The older I get, the more humble I am about marriage. When anxiety spirals high enough, and lasts long enough, even the most mature relationship may begin to look like a dysfunctional one. To paraphrase the novelist Mary Karr, a dysfunctional marriage is any marriage that has more than one person in it. Even the best marriages get stuck in too much distance, too much intensity, and too much pain. Our automatic tendency toward fight or flight is hardwired, and marriage is a lightning rod that absorbs anxiety and intensity from every source. In case you haven’t noticed, stress will always be with us.
Life is one thing after another, so it’s normal for married folks to yo-yo back and forth between conflict (fight response) and distance (flight response).
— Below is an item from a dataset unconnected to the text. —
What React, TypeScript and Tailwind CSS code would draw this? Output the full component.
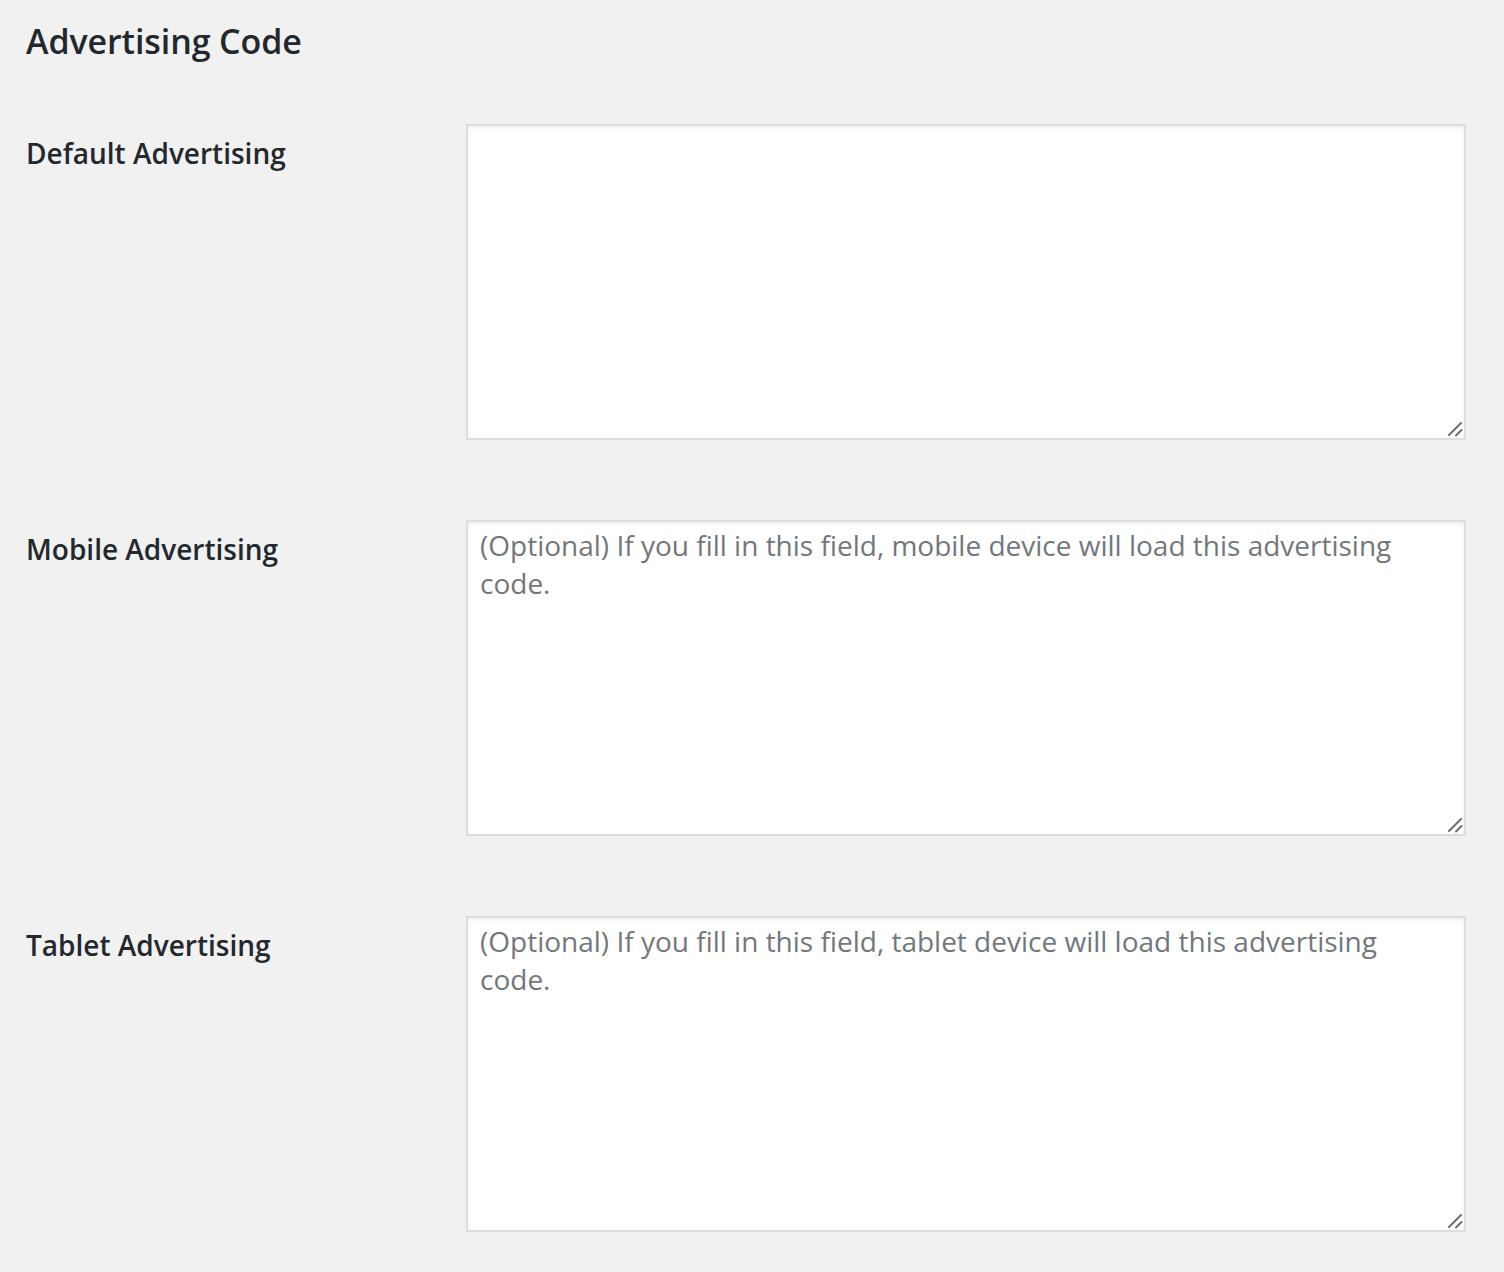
import React from "react";

const rows = [
  { label: "Default Advertising", placeholder: "" },
  {
    label: "Mobile Advertising",
    placeholder:
      "(Optional) If you fill in this field, mobile device will load this advertising code.",
  },
  {
    label: "Tablet Advertising",
    placeholder:
      "(Optional) If you fill in this field, tablet device will load this advertising code.",
  },
];

function Grip() {
  return (
    <svg
      className="absolute right-[3px] bottom-[3px] pointer-events-none"
      width="16"
      height="16"
      viewBox="0 0 16 16"
    >
      <line x1="2" y1="14" x2="14" y2="2" stroke="#6b6b6b" strokeWidth="2" strokeLinecap="round" />
      <line x1="9" y1="14.5" x2="14.5" y2="9" stroke="#6b6b6b" strokeWidth="2" strokeLinecap="round" />
    </svg>
  );
}

export default function App() {
  return (
    <div
      className="min-h-[1272px] bg-[#f1f1f1] text-[#23282d] pl-[26px] pr-[38px] pb-[40px]"
      style={{ fontFamily: '"Open Sans", "Noto Sans", sans-serif' }}
    >
      <h2 className="pt-[19px] text-[34px] leading-[44px] font-semibold tracking-[-0.1px] m-0">Advertising Code</h2>
      <div className="mt-[61px] flex flex-col gap-[80px]">
        {rows.map((r) => (
          <div key={r.label} className="flex">
            <div className="w-[440px] shrink-0 pt-[11px] text-[28px] leading-[36px] font-semibold">
              {r.label}
            </div>
            <div className="relative flex-1">
              <textarea
                className="block w-full h-[316px] resize-none bg-white border-2 border-[#dddddd] shadow-[inset_0_2px_4px_rgba(0,0,0,0.07)] px-[12px] py-[4px] text-[28px] leading-[38px] text-[#32373c] placeholder:text-[#72777c] outline-none"
                style={{ fontFamily: '"Open Sans", "Noto Sans", sans-serif' }}
                placeholder={r.placeholder}
              />
              <Grip />
            </div>
          </div>
        ))}
      </div>
    </div>
  );
}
And just because the universe hands you one gigantic stress, it doesn’t mean that it won’t hit you with others while you’re down. So your mother’s health is deteriorating, your dog dies, your son drops out of drug treatment, and your husband is laid off—all in the same year. Unless you are a saint or a highly-evolved Zen Buddhist, intimacy with your partner may be the first thing to go.
If you want to have a better marriage, keep in mind that nothing is more important than motivation, along with goodwill and a genuine wish to create a better marriage. You also need a willingness to focus on yourself. This does not mean self-blame, but rather the capacity to observe and change your own steps in a pattern that is bringing you pain. You need a willingness to engage in bold acts of change and to practice, practice, practice.
Anything worth doing requires practice, and having a good marriage does too. One can practice choosing happiness over the need to be right or to always win the argument. One can practice playfulness, generosity, and openness. One can practice having both a strong voice and a light touch. One can practice calming things down and warming them up even when the other person is behaving badly. One can practice taking a firm position on things that matter—a position that is not negotiable under relationship pressures.
There's plenty of good advice out there about having a better marriage, but keep in mind that you already know one or two things that you can do to warm things up and calm them down.
So what are the three essential ingredients of creating a happy-enough couple relationship? The key ingredients are motivation, courage, and a willingness to practice, practice, practice.
Start small. But start! Small, positive changes have a way of morphing into more generous, expansive ones. One small positive change leads to another. Your relationship thanks you in advance.